The Missing Billionaires
- Author: Victor Haghani and James White
- Language: English
- Genre: Finance
- Publisher: Wiley
- Publication date: 2023
- Publication place: United States
- Media type: Print
- ISBN: 978-1119747918

= The Missing Billionaires =

2023 book by White and Haghani

The Missing Billionaires: A Guide to Better Financial Decisions is a 2023 book by James White and Victor Haghani. Haghani was a founding partner of Long-Term Capital Management.

Vladimir V. Piterbarg wrote "the authors convincingly argue that the Expected Utility framework is the right one for decision making for the bulk of financial decisions." A review in The Economist wrote "The authors' great success is in offering a consistent and explicit framework within which to do all this. At its core is the concept of 'expected utility'". However, a review in The Economic Times of India wrote that the book is simply an argument for diversification: "That's all there is to it."

==Synopsis==

The introduction questions why there are so few US billionaires descended from historical wealthy people. If historical wealthy families had invested the money in the US stock market and spent at reasonable rates, even accounting for family growth, there would be many "old money" billionaires today, but there are not. The authors suggest this is because of "taking too much or too little risk, spending more than their wealth could support, and not adjusting their spending as their wealth fluctuated". Even in a good investment environment (the US stock market over the 20th century), these wealthy people performed poorly. The authors suggest sizing of investments is crucial. Renaissance Technologies were only successful with their bets 50.75% of the time, but were able to generate enormous returns by sizing their bets appropriately.

The authors describe an experiment they made. Subjects were given the opportunity to bet on a biased coin, which came up Heads 60% of the time. Starting with a $25 bankroll, they were given 30 minutes to try to achieve a pay-out capped at $250. Despite these favourable conditions, one third of the participants finished with less money than they started with, and 28% went bust. The correct strategy is a Kelly bet or a fraction thereof. The Kelly criterion suggests betting 20% of bankroll each time, adjusting the amount of each bet as the player's bankroll goes up and down. Assuming a player can make 300 bets in 30 minutes, betting 20% or 10% of bankroll both have a 94% probability of reaching the cap. A risk averse person will bet some fraction of the full Kelly bet. In this example, betting 10% of bankroll gets most of the expected return for only half the risk.

The authors argue that people should not try to maximise expected wealth. Rather, one should maximise expected utility. The authors recommend the use of surveys to quantify an individual's risk aversion.

The authors advocate dynamic portfolio management using CAPE to estimate the yield on equities, and allocating a portion of a portfolio to inflation protected bonds such as US TIPS (Treasury Inflation-Protected Securities). On historical data, this strategy outperformed a 100% allocation to equities, with lower risk.

The authors point out that, due to economic growth, a person whose spending power increased only with inflation would feel a reduction in welfare. They suggest using inflation + 1.5% as a benchmark to calculate excess returns.
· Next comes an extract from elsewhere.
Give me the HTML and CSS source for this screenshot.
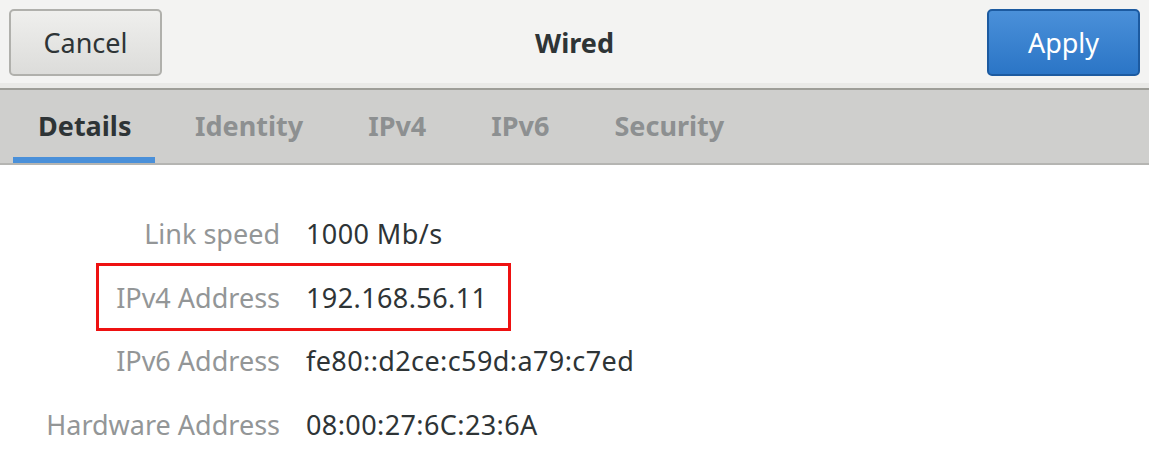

Returns must increase with the square of risk. A quadrupling of return is required to compensate for a doubling of risk. Money managers must produce outsize returns to justify their greater fees and risk.

A retired person who spends a fixed dollar amount of their wealth each year is quite likely to go bust, whereas a person who spends a fixed percentage of their wealth each year cannot go bust. Such a person must be willing to reduce their spending 90% if the stock market declines 90%. "If you cannot abide changing your total spending, including gifts, as your wealth changes through time, then it is inconsistent for you to take investment risk in your portfolio."

For retired individuals who want to ensure a level of income until their death, the authors recommend buying an annuity, assuming it is reasonably priced, because "bearing one's own longevity risk does not offer compensation in the form of a risk premium". They can then give their remaining wealth to their children or to charity, avoiding inheritance tax. For an endowment, or a family managing generational wealth, the authors suggest an endowment which spends 2.4% of its wealth each year is unlikely to decline in value over time, and will maximise its expected utility.

Investing a large portion of your wealth in one company is unlikely to be sensible. Similarly, an entrepreneur raising money for their company may be wise to raise more money and give up a larger portion of equity, reducing their expected return but potentially increasing their expected utility.